Na semana passada, a ANM finalizou parecer técnico sobre o desastre onde aponta “omissões” da Vale, “inconsistências” e “discrepâncias” de informações que deveriam ter sido reportadas ao Sistema de Integrado de Gestão de Segurança de Barragens de Mineração (SIGBM).
Relembre o caso
No dia 25 de janeiro de 2019, a barragem de rejeitos de minério da Mina do Córrego do Feijão, em Brumadinho (MG), administrada pela empresa Vale se rompeu. O acidente resultou em um dos maiores desastres ambientais no Brasil. A tragédia provocou 252 mortes. Dezoito pessoas continuam desaparecidas.

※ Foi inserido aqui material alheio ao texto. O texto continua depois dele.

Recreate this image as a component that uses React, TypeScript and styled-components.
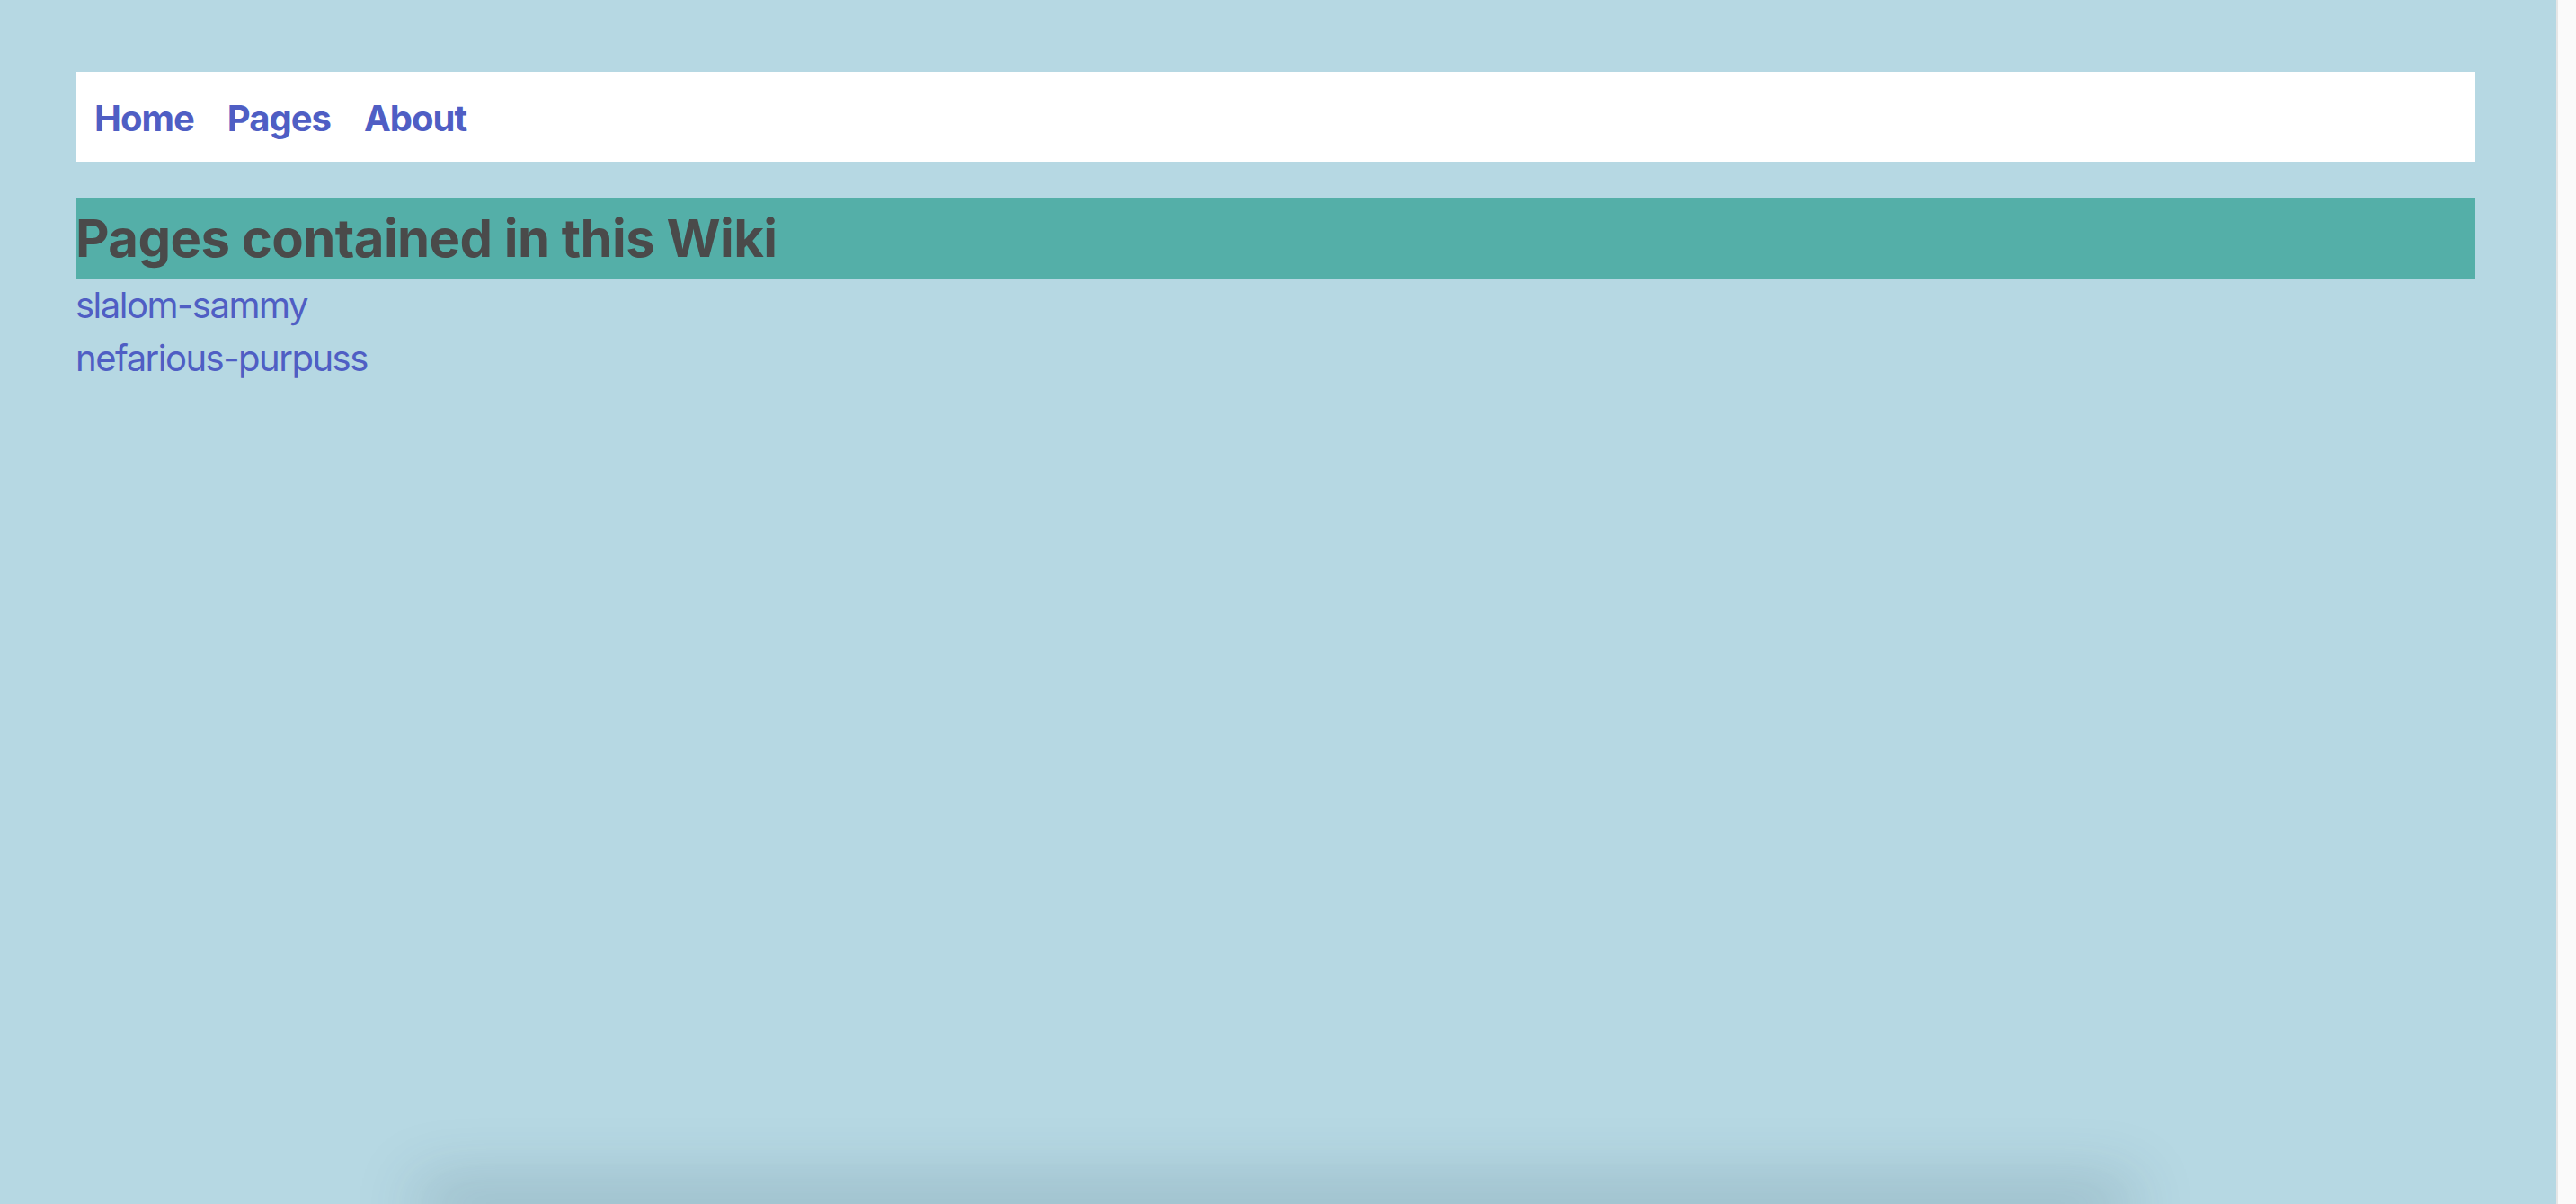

A Comissão Parlamentar de Inquérito (CPI) da Câmara dos Deputados que investiga a tragédia em Brumadinho (MG) aprovou o indiciamento da mineradora Vale, da companhia alemã Tüv Süd e de mais 22 pessoas das duas empresas por homicídio doloso, lesão corporal dolosa e poluição ambiental por rejeitos minerais com sérios danos à saúde humana e ao meio ambiente, além de destruição de área florestal considerada de preservação permanente.